Screw in a 100-watt bulb, and set this assembly aside.

(note: as I'm typing this, I'm waiting to see how hot the tube gets inside with the 100-watt bulb, and might have to switch to something bigger still)

3. The Parts Sled

Cut four (4) 4-foot lengths of drywall trim (get a hole to line up 1/2" from the cut end). These pieces will be the runners for the sled.

EDIT: In addition to reducing the sled length to 3-ft., I would suggest cutting the runners a couple inches long, installing them as described below with an inch over hang, so as to line up the screws evenly, and then trim the excess length off the ends when finished.

Cut one of the 3-foot lengths of gutter guard in half, making a section approximately 18" long.

Attach one runner to the edge of one of the gutter guard sections using the #8 screws and nuts and washers. Start at the end, and put a screw in every 12 inches. After the third screw is in, line up the cut section of gutter guard (cut edge underlaps the uncut section by about 6" or so) so that the end lines up with the end of the runner.

EDIT: If building the extended (4-foot) sled, the cut section of mesh must be staggered sideways by half a mesh opening (if that makes sense) to keep the edges symmetrical. Lining up the edges on one side of the sled won't give you an even edge on the other side.

Continue fastening with the #8 screws every 12". Note: the fourth screw will be right at the end of the uncut section of gutter guard. Now, add another screw to line up with the cut end of gutter guard. There will be six screws per runner.
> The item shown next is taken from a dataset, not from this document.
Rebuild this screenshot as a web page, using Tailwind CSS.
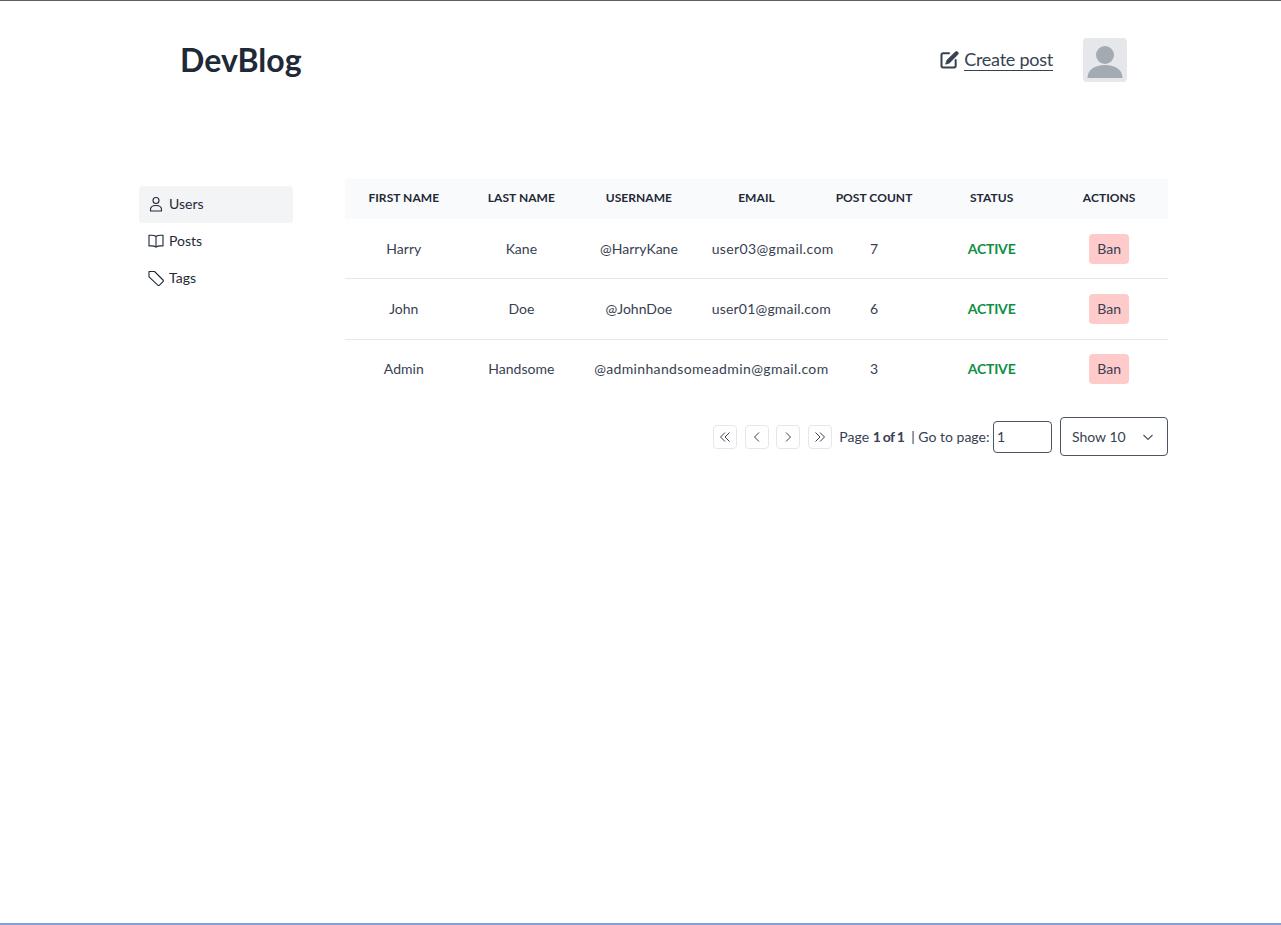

EDIT: Use a punch or a 3" nail to ream out the holes somewhat if they don't line up exactly.

Attach the runner on the other side of the sled in the similar fashion.

For the inside runners, the pieces will be flipped so the "leg" with the holes will be pointing toward the outside runners. Space them so the runners are evenly spaced across the bottom of the sled.

And, here's the sled inside the tube.

EDIT: I'd like to thank the gutter guard manufacturer for producing a product that's curved perfectly to fit inside an 8" round duct.

4. Assembly and Use

Place the end caps on the tube and plug in the power. The end cap with the light fixture should go on the uncrimped end. This will require a couple short snips in the end of the duct to make it fit.

EDIT: Think trying to put two soda straws together.

Check the temperature to see how hot the tube gets inside. If the inside temperature exceeds 150 degrees, decrease the wattage of the bulb and/or drill a row of vent holes along the top of the tube. If the temperature is too low, increase the wattage or type of bulb used.

Once you determine the adequate bulb wattage, secure the end cap with the light fixture using two self-tapping sheet metal screws.

EDIT: Using a 100-watt bulb and insulating the tub with a blanket will get you to 150 degrees, at the hot end anyway. A viable alternative would be to mount a light fixture at both endcaps.

And, you're good to go.

Place your parts to be de-cosmolined on the sled and slide it into the oven.

Place the end cap on (drain holes down). Prop up the closed end to create a gradual slope down toward the drain, place drip pan under drain holes, and turn on the power. All I need to work out now, is a set of legs to support the tube and hold it at the proper angle.

That said, I think I'm going to cut it down to 3-1/2 feet long with a 3-foot sled. I like the design, though - just have to make it work.